## [Required work]
Work through the data line by line, gathering every line that has the word "React".

## [Material provided]
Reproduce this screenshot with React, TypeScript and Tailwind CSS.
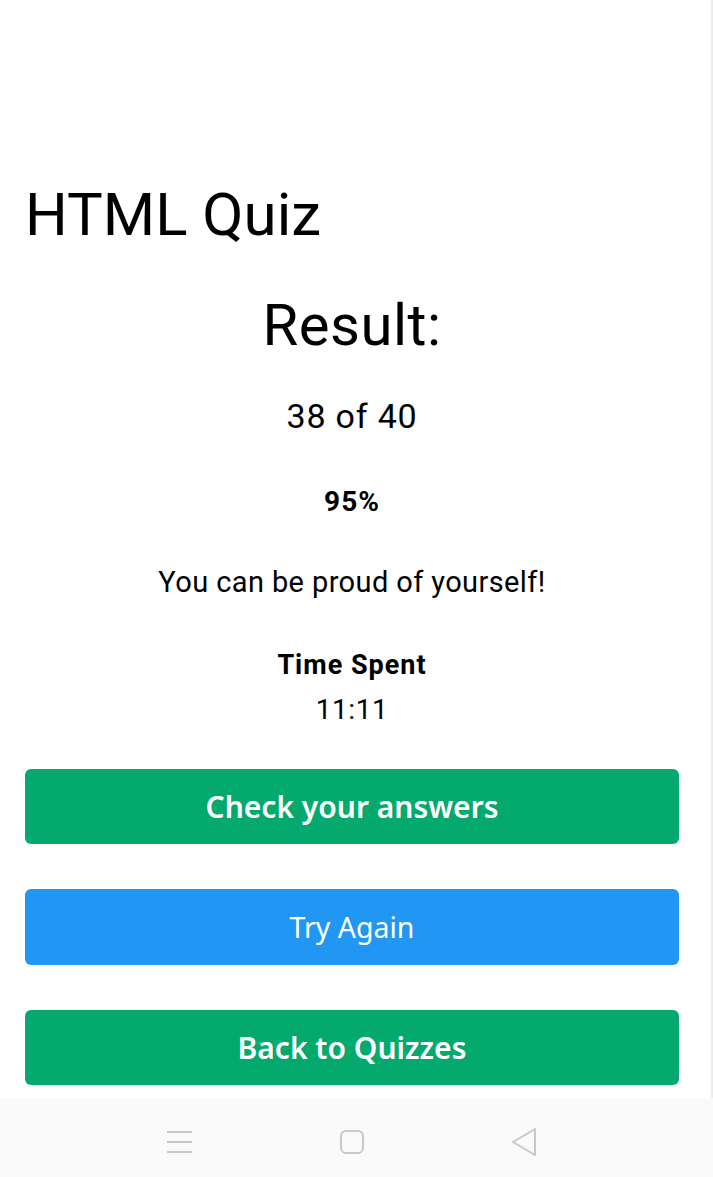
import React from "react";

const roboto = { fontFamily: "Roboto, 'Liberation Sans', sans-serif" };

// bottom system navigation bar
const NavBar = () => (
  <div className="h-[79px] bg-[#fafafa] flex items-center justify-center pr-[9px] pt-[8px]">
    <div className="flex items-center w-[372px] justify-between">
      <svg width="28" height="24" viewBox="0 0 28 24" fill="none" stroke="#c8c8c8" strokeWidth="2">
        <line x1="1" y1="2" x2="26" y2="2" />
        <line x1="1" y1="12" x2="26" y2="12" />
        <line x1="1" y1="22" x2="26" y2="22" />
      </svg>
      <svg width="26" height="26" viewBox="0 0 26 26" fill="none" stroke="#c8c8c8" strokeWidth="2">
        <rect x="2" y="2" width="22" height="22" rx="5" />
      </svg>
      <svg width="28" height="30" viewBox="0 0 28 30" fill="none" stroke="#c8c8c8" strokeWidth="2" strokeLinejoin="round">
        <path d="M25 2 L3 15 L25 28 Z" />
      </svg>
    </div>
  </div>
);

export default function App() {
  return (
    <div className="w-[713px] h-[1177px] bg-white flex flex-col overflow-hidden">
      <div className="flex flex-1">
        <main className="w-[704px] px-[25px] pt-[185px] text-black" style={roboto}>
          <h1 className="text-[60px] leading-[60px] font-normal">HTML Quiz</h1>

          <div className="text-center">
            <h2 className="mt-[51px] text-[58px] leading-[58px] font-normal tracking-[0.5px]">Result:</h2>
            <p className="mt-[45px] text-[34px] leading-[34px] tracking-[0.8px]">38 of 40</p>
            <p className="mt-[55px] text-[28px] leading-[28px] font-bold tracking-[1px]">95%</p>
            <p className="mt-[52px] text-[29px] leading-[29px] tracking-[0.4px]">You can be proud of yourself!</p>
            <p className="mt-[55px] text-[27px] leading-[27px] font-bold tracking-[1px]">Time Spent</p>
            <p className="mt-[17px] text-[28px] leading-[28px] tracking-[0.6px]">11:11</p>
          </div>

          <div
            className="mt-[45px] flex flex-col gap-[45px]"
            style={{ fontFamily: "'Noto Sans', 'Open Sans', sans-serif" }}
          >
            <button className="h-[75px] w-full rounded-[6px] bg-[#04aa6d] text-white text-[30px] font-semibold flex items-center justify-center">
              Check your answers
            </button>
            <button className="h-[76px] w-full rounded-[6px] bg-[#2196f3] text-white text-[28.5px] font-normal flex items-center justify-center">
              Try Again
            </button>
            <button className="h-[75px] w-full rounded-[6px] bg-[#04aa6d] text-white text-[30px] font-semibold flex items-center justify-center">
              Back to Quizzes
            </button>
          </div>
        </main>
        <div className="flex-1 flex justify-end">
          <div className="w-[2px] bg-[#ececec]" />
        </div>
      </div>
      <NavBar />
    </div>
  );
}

## [Answer to this exercise]
Reproduce this screenshot with React, TypeScript and Tailwind CSS.
import React from "react";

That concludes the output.